Much like "House of Knives," the cheesiness factor in this show is through the roof. It attempts to take on an undercover or spy theme, but does so in a clunky way that distracts from the actual events. One bright spot is that Ramsay seems to fund kitchen revamps out of the show's budget, but the ick factor is high on some of these episodes, and I don't know if the revamps would be enough to see true turnarounds. Others aren't fans either, particularly of the theme and how closely it resembles "Kitchen Nightmares."
Loved: The Bear (Season 4)
If you haven't sensed a theme yet, I'm a sucker for a quality cooking competition when it comes to my food shows. But I break the mold with Hulu's "The Bear" so I can add some fictional drama to my well-balanced TV diet. I've loved "The Bear" from the start, particularly since my husband is originally from Chicagoland, and I consider Portillo's Italian beef to be one of the best sandwiches on Earth. Add some B-roll shots of the "L" train and culinary aesthetics ripped from "Chef's Table," and I was a goner.
I personally enjoyed the character development we see in Season 4 — especially with characters like Sydney (Ayo Edebiri) and Richie (Ebon Moss-Bachrach). We see a lot of food-related prep throughout the season, but arguably the best episode was called "Bears," which took place at Tiff's wedding where all of the Berzatto family members (and found family members) collide in one spot. I also appreciated Episode 9, "Tonnato," when Carmy (Jeremy Allen White) visits his mother and reaches some semblance of reconciliation. The final episode leaves it wide open for where Season 5 will go and I'm here for the ride — as long as that ride doesn't actually say goodbye to Jeremy Allen White.
Hated: 24 in 24: Last Chef Standing (Season 2)
This Food Network show has all the bad hallmarks of previous shows on my "hated" list, with the addition of sleep-deprived chefs holding razor-sharp kitchen knives. A cast of 24 chefs aim to beat out their competitors over several "shifts" that total 24 hours of gameplay in the kitchen, highlighting multiple features of running a great restaurant service. The $50,000 prize isn't a bad payday for filming that takes place over just 24 hours — but that can only go to one of the 24 chef-testants. The rest might wish they'd just hit snooze on the whole competition.

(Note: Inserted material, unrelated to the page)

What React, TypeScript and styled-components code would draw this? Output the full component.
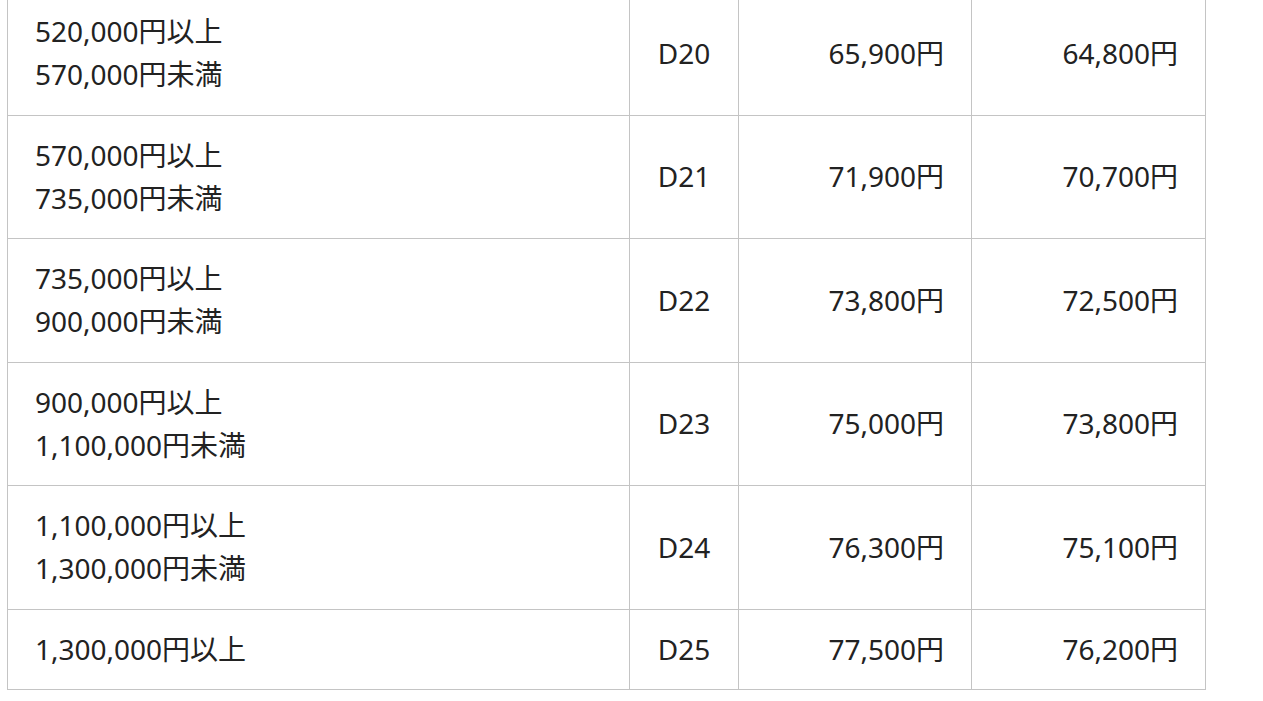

Season 2 attempted to bring in a newer generation of chefs against a selection of well-known veterans — hooray! But critics online say the show is too rushed, and couldn't balance the veteran chefs and new faces well — particularly in early episodes. Others say it feels chaotic and that the judging seemed biased, particularly since it didn't include blind tastings. That said, I might be of a minority opinion here: The show averages 7.9 stars out of 10 on IMDb, meaning that a fair amount of reviewers think it's worth a shot.
Loved: Chopped (Seasons 61 and 62)
New seasons of "Chopped" are produced like rabbits, but that doesn't stop me from tuning in to this favorite Food Network staple. The show has added in-season mini tournaments in recent years (like when contestants bid for better ingredients), but it stays true to its original format without too many weird gimmicks. It also celebrates up-and-coming chefs rather than relying on the same stars competing against each other, so you see new faces and unique cooking styles.
Sure, producers are trying things the show "has never done before," — as I heard host Ted Allen announce a few times while watching in 2025. But I've categorized "Chopped" as the culinary equivalent of "Jeopardy!" or "The Price is Right": It's always going to be on, and I'm always going to have it as my comfort show. (Right?!) Long live sitting on my couch, thinking I would for sure know how to make zucchini blossoms unique in an appetizer round. Give me Allen dramatically raising the cloche from the chopped dish, or give me no Food Network programming at all.
Hated: Next Level Baker
This holiday baking version of Gordon Ramsay's "Next Level Chef" on Fox was an interesting take on a holiday special, but I'm not sure I'd watch future installments. The chef version includes a variety of professional chefs, social media stars, and home cooks competing against each other on three levels. The top floor is a Michelin-ready outfit, while the basement is the stuff of Ramsay's "Kitchen Nightmares" — (hopefully) minus any vermin.
It was clear Ramsay relied on co-hosts Carla Hall and Candace Nelson (of Sprinkles cupcake fame) for much of the expertise. That's a smart move given both are celebrated judges on other shows like "Sugar Rush" and "Holiday Baking Championships." While Hall and Nelson were bright spots — along with some of the competitors — the pacing of the show felt incredibly rushed. The series only included four episodes, but began with 12 contestants. This meant that each episode had two full-length elimination challenges in each one, so you hardly got to see techniques or planning. The focus was on the ingredient grabs — notorious in the "Next Level Chef" franchise — along with snafus and the final tastings.
It was also difficult to connect to the contestants or learn much about their styles. What's more, the finale challenge included five bakers, which seemed more like a semi-final lineup. Several of the finalists were incredibly likable, but they deserved more of a spotlight than this show could give. It was just too short, not all that sweet.